Set $/ to an ASCII NUL, and read the string with
<>:
$old_rs = $/; # save old $/ $/ = "\0"; # NULL seek(FH, $addr, SEEK_SET) or die "Seek error: $!\n"; $string = <FH>; # read string chomp $string; # remove NULL $/ = $old_rs; # restore old $/
You can use local to save and restore
$/ if you want:
{
local $/ = "\0";
# ...
} # $/ is automatically restoredThe example program shown in Example 8.5, bgets , accepts a filename and one or more byte addresses as arguments. Decimal, octal, or hexadecimal addresses may be specified.

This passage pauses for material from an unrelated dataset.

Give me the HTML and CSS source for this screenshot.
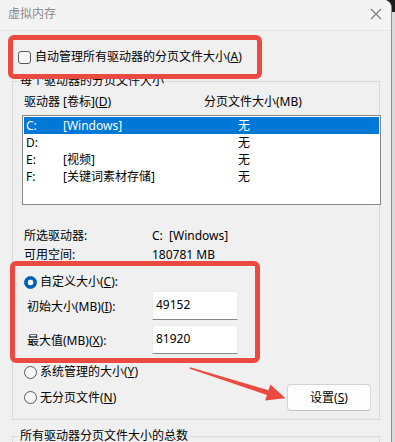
FILE: index.html
```html
<!DOCTYPE html>
<html lang="zh-CN">
<head>
    <meta charset="UTF-8">
    <meta name="viewport" content="width=device-width, initial-scale=1.0">
    <title>虚拟内存</title>
    <link rel="stylesheet" href="styles.css">
</head>
<body>
    <div class="window">
        <div class="titlebar">
            <span class="title">虚拟内存</span>
            <svg class="close" width="12" height="12" viewBox="0 0 12 12">
                <path d="M1 1L11 11M11 1L1 11" stroke="#7a7a7a" stroke-width="1.1" fill="none"/>
            </svg>
        </div>
        <div class="content">
            <label class="check-row"><span class="checkbox"></span><span>自动管理所有驱动器的分页文件大小(<u>A</u>)</span></label>

            <fieldset class="group">
                <legend>每个驱动器的分页文件大小</legend>
                <div class="list-head">
                    <span class="col-drive">驱动器 [卷标](<u>D</u>)</span>
                    <span>分页文件大小(MB)</span>
                </div>
                <div class="listbox">
                    <div class="row selected"><span>C:</span><span>[Windows]</span><span>无</span></div>
                    <div class="row"><span>D:</span><span></span><span>无</span></div>
                    <div class="row"><span>E:</span><span>[视频]</span><span>无</span></div>
                    <div class="row"><span>F:</span><span>[关键词素材存储]</span><span>无</span></div>
                </div>

                <div class="info">
                    <span>所选驱动器:</span><span>C:&nbsp;&nbsp;[Windows]</span>
                    <span>可用空间:</span><span>180781 MB</span>
                </div>

                <div class="radio-row"><span class="radio on"></span><span>自定义大小(<u>C</u>):</span></div>
                <div class="size-grid">
                    <span>初始大小(MB)(<u>I</u>):</span>
                    <div class="field">49152</div>
                    <span>最大值(MB)(<u>X</u>):</span>
                    <div class="field">81920</div>
                </div>
                <div class="radio-row system"><span class="radio"></span><span>系统管理的大小(<u>Y</u>)</span></div>
                <div class="radio-row none">
                    <span class="radio"></span><span>无分页文件(<u>N</u>)</span>
                    <button class="btn">设置(<u>S</u>)</button>
                </div>
            </fieldset>

            <fieldset class="group total">
                <legend>所有驱动器分页文件大小的总数</legend>
            </fieldset>
        </div>
    </div>

    <!-- red annotations drawn over the dialog -->
    <div class="mark mark-auto"></div>
    <div class="mark mark-custom"></div>
    <svg class="arrow" width="395" height="442" viewBox="0 0 395 442">
        <polygon points="190.2,367.2 268.5,390.2 270.4,384.6 285.5,398.2 265,400.6 267,395 189.8,368.8" fill="#ea4a3f"/>
    </svg>
</body>
</html>
```

FILE: styles.css
```css
body {
    margin: 0;
    font-family: "Noto Sans", "Noto Sans CJK SC", sans-serif;
    font-size: 12px;
    color: #000;
    background: linear-gradient(#1c1c1c 0 12px, #dadada 12px);
    width: 395px;
    height: 442px;
    overflow: hidden;
}
.window {
    width: 392px;
    height: 442px;
    box-sizing: border-box;
    background: #f0f0f0;
    border-right: 1px solid #8e8e8e;
    border-top-right-radius: 8px;
    overflow: hidden;
}
.titlebar {
    height: 31px;
    display: flex;
    align-items: center;
    justify-content: space-between;
    padding: 0 8px;
    background: #f3f3f3;
    border-bottom: 1px solid #e6e6e6;
    box-sizing: border-box;
}
.title {
    color: #8a8a8a;
    line-height: 16px;
    margin-top: -3px;
}
.close {
    margin-right: 1px;
    margin-top: -3px;
}
.content {
    padding: 17px 0 0 12px;
}
.check-row {
    display: flex;
    align-items: center;
    gap: 4px;
    padding-left: 6px;
    line-height: 18px;
}
.checkbox {
    width: 11px;
    height: 11px;
    border: 1px solid #5a5a5a;
    border-radius: 3px;
    background: #f7f7f7;
}
.group {
    width: 368px;
    box-sizing: border-box;
    margin: 8px 0 0;
    padding: 0 0 8px;
    border: 1px solid #d9d9d9;
}
.group legend {
    margin-left: 6px;
    padding: 0 1px;
    line-height: 14px;
}
.list-head {
    display: flex;
    padding-left: 11px;
    margin-top: 6px;
    line-height: 16px;
}
.col-drive {
    width: 180px;
}
.listbox {
    margin: 5px -2px 0 9px;
    height: 86px;
    padding: 1px;
    box-sizing: content-box;
    background: #fff;
    border: 1px solid #828790;
}
.row {
    display: grid;
    grid-template-columns: 37px 175px 1fr;
    height: 17px;
    line-height: 17px;
    padding-left: 2px;
}
.row.selected {
    background: #0078d7;
    color: #fff;
}
.info {
    display: grid;
    grid-template-columns: 128px 1fr;
    padding-left: 11px;
    margin-top: 21px;
    line-height: 19px;
}
.radio-row {
    display: flex;
    align-items: center;
    gap: 3px;
    padding-left: 11px;
    margin-top: 9px;
    line-height: 18px;
}
.radio {
    width: 11px;
    height: 11px;
    border: 1px solid #5a5a5a;
    border-radius: 50%;
    background: #f7f7f7;
}
.radio.on {
    border-color: #005fb8;
    background: radial-gradient(circle, #fff 0 2.6px, #005fb8 3.2px);
}
.size-grid {
    display: grid;
    grid-template-columns: 125px 86px;
    row-gap: 5px;
    align-items: center;
    padding-left: 14px;
}
.field {
    height: 29px;
    padding: 4px 0 0 3px;
    box-sizing: border-box;
    background: #fff;
    border: 1px solid #ececec;
    border-bottom-color: #868686;
    border-radius: 3px 3px 0 0;
    line-height: 17px;
}
.radio-row.none {
    margin-top: 3px;
    padding-right: 8px;
}
.btn {
    margin-left: auto;
    width: 84px;
    height: 27px;
    font: inherit;
    color: #000;
    background: #fdfdfd;
    border: 1px solid #d3d3d3;
    border-bottom-color: #c2c2c2;
    border-radius: 4px;
    padding: 0;
}
.group.total {
    margin-top: 9px;
    height: 40px;
}
.mark {
    position: absolute;
    border: 5px solid #ea4a3f;
    border-radius: 6px;
    box-sizing: border-box;
}
.mark-auto {
    left: 8px;
    top: 35px;
    width: 254px;
    height: 44px;
}
.mark-custom {
    left: 10px;
    top: 261px;
    width: 250px;
    height: 102px;
}
.arrow {
    position: absolute;
    left: 0;
    top: 0;
    pointer-events: none;
}
```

For each address, the program reads and prints the NULL- or EOF-terminated string at that position:
Example 8-5. bgets
#!/usr/bin/perl
# bgets - get a string from an address in a binary file
use IO::Seekable;
($file, @addrs) = @ARGV or die "usage: $0 file addr ...";
open(FH, $file) or die "cannot open $file: $!";
$/ = "\000";
foreach $addr (@addrs) {
$addr = oct $addr if $addr =~ /^0/;
seek(FH, $addr, SEEK_SET)
or die "can't seek to $addr in $file: $!";
printf qq{%#x %#o %d "%s"\n}, $addr, $addr, $addr, scalar <>;
}Here’s a simple implementation of the Unix strings program:
Example 8-6. strings
#!/usr/bin/perl
# strings - pull strings out of a binary file
$/ = "\0";
while (<>) {
while (/([\040-\176\s]{4,})/g) {
print $1, "\n";
}
}
The seek, getc, and
ord functions in perlfunc(1)
and in Chapter 3 of Programming ...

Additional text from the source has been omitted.